What You Need to Know
- Identify the critical angle on a ray diagram where the angle of refraction is
90°.
- Show a sequence of three diagrams for light travelling from glass to air: one angle below the
critical angle, one exactly at the critical angle, and one above it. Keep the boundary, normal,
and labelled angles consistent across all three.
- Make the two conditions for total internal reflection explicit: the ray must travel from a medium
with higher refractive index to one with lower refractive index, and the angle of incidence must
be greater than the critical angle.
- Model the critical-angle equation in a usable form,
sin c = 1 / n, and link the answer back to
the diagram rather than treating it as an isolated calculation.
- Use optical fibres as the main application, explaining that repeated total internal reflection
keeps the signal inside the fibre over long distances.
How to Work Through It
- Start with two retrieval questions on refractive index and Snell’s law so you recall what
happens when light moves from glass to air.
- Demonstrate the changing refracted ray with a semicircular block or a clear sequence of diagrams,
pausing when the refracted ray runs along the boundary to define the critical angle.
- Model one calculation for critical angle from refractive index and one reverse calculation, with
you annotating the diagram before they substitute values.
- Finish with a short explanation task on why optical fibres work, using the language of higher
refractive index, critical angle, and total internal reflection.
Check Your Understanding
- Use a hinge question with three ray diagrams and ask which one shows the critical angle and which
one shows total internal reflection.
- Try one quick calculation where you find
c from n or find n from a given critical
angle.
- Check whether you can explain in one sentence why total internal reflection cannot happen when light
travels from air into glass.
Common Mistakes
- Thinking total internal reflection can happen whenever a ray hits a boundary. Keep
returning to the two-condition checklist and test each example against it.

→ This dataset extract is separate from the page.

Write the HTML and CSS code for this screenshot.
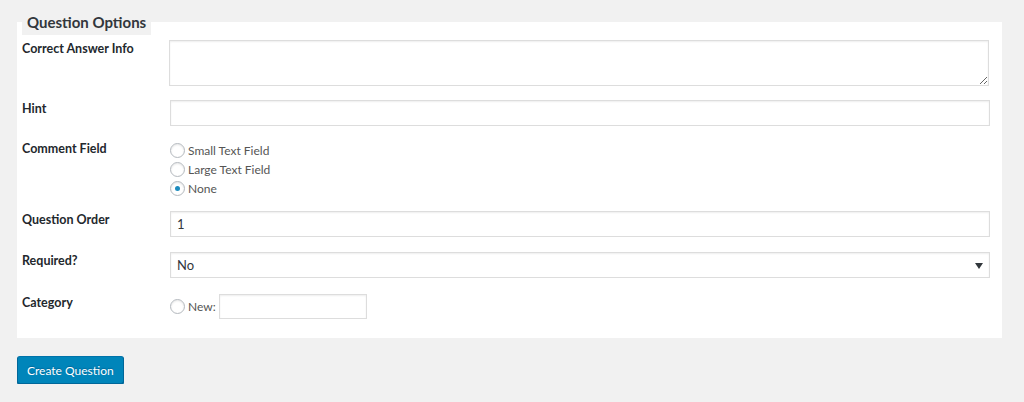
FILE: index.html
```html
<!DOCTYPE html>
<html lang="en">
<head>
  <meta charset="UTF-8">
  <title>Question Options</title>
  <link rel="stylesheet" href="styles.css">
</head>
<body>
  <form class="question-form">
    <fieldset class="options-box">
      <legend>Question Options</legend>

      <div class="form-grid">
        <label class="field-label" for="answerInfo">Correct Answer Info</label>
        <div class="field">
          <textarea id="answerInfo" class="text-area"></textarea>
        </div>

        <label class="field-label" for="hint">Hint</label>
        <div class="field">
          <input type="text" id="hint" class="text-input">
        </div>

        <span class="field-label">Comment Field</span>
        <div class="field radio-list">
          <label class="radio-line"><input type="radio" name="comments"> Small Text Field</label>
          <label class="radio-line"><input type="radio" name="comments"> Large Text Field</label>
          <label class="radio-line"><input type="radio" name="comments" checked> None</label>
        </div>

        <label class="field-label" for="order">Question Order</label>
        <div class="field">
          <input type="text" id="order" class="text-input" value="1">
        </div>

        <label class="field-label required-label" for="required">Required?</label>
        <div class="field select-wrap">
          <select id="required" class="select-input">
            <option>No</option>
            <option>Yes</option>
          </select>
        </div>

        <span class="field-label category-label">Category</span>
        <div class="field category-line">
          <label class="radio-line"><input type="radio" name="category"> New:</label>
          <input type="text" class="text-input small">
        </div>
      </div>
    </fieldset>

    <button type="submit" class="button-primary">Create Question</button>
  </form>
</body>
</html>
```

FILE: styles.css
```css
/* Page */
body {
  margin: 0;
  background: #f1f1f1;
  color: #444;
  font-family: Lato, "Open Sans", sans-serif;
  font-size: 12px;
}

.question-form {
  padding: 9px 22px 0 17px;
}

/* Options box */
.options-box {
  margin: 0;
  border: none;
  background: #fff;
  padding: 5px 13px 19px 5px;
  min-width: 0;
}

.options-box legend {
  background: #f1f1f1;
  padding: 0 5px;
  margin: 0;
  font-size: 15px;
  font-weight: bold;
  line-height: 26px;
  color: #32373c;
}

.form-grid {
  display: grid;
  grid-template-columns: 147px 1fr;
  row-gap: 14px;
}

.field-label {
  font-weight: bold;
  font-size: 12.5px;
  color: #23282d;
  line-height: 16px;
  padding-top: 1px;
}

/* Inputs */
.text-input,
.text-area,
.select-input {
  display: block;
  box-sizing: border-box;
  width: 100%;
  border: 1px solid #ddd;
  box-shadow: inset 0 1px 2px rgba(0, 0, 0, 0.07);
  background: #fff;
  color: #32373c;
  font-family: inherit;
  font-size: 13px;
  margin: 0;
  border-radius: 0;
}

.text-area {
  height: 46px;
  resize: vertical;
}

.text-input {
  height: 26px;
  padding: 0 6px;
  margin-left: 1px;
}

.text-input.small {
  width: 148px;
  height: 25px;
  margin-left: 3px;
}

.select-wrap {
  position: relative;
}

.select-input {
  appearance: none;
  -webkit-appearance: none;
  height: 26px;
  padding: 0 6px;
  margin-left: 1px;
}

.select-wrap::after {
  content: "";
  position: absolute;
  right: 6px;
  top: 11px;
  border-left: 4px solid transparent;
  border-right: 4px solid transparent;
  border-top: 6px solid #32373c;
}

/* Radios */
.radio-list {
  display: flex;
  flex-direction: column;
  padding-top: 1px;
  margin-bottom: -1px;
}

.radio-line {
  display: flex;
  align-items: center;
  gap: 3px;
  height: 19px;
  color: #555;
}

.radio-line input {
  appearance: none;
  -webkit-appearance: none;
  width: 15px;
  height: 15px;
  margin: 0 0 0 1px;
  border: 1px solid #b4b9be;
  border-radius: 50%;
  background: #fff;
  box-shadow: inset 0 1px 2px rgba(0, 0, 0, 0.1);
  display: grid;
  place-content: center;
}

.radio-line input:checked::before {
  content: "";
  width: 5px;
  height: 5px;
  border-radius: 50%;
  background: #1e8cbe;
}

.required-label,
.select-wrap {
  margin-top: 1px;
}

.category-label,
.category-line {
  margin-top: 2px;
}

.category-line {
  display: flex;
  align-items: center;
}

/* Button */
.button-primary {
  margin-top: 18px;
  height: 28px;
  padding: 0 9px;
  background: #0085ba;
  border: 1px solid #0073aa;
  border-color: #0073aa #006799 #006799;
  border-radius: 3px;
  box-shadow: 0 1px 0 #006799;
  color: #fff;
  font-family: inherit;
  font-size: 12px;
  text-shadow: 0 -1px 1px #006799;
}
```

- Some confuse the critical angle with the angle of refraction. Reinforce that at the critical angle
the refracted ray is along the boundary, so the refracted angle is
90°.
- You may assume any reflected ray inside glass is total internal reflection. Contrast partial
internal reflection below the critical angle with complete reflection above it.
Next Steps
- Set a short mix of diagram and equation questions so you practise switching between the
qualitative and quantitative ideas.
- Carry forward the idea that refractive index affects ray behaviour, because the next lesson uses
that idea to explain why different colours in white light separate in a prism.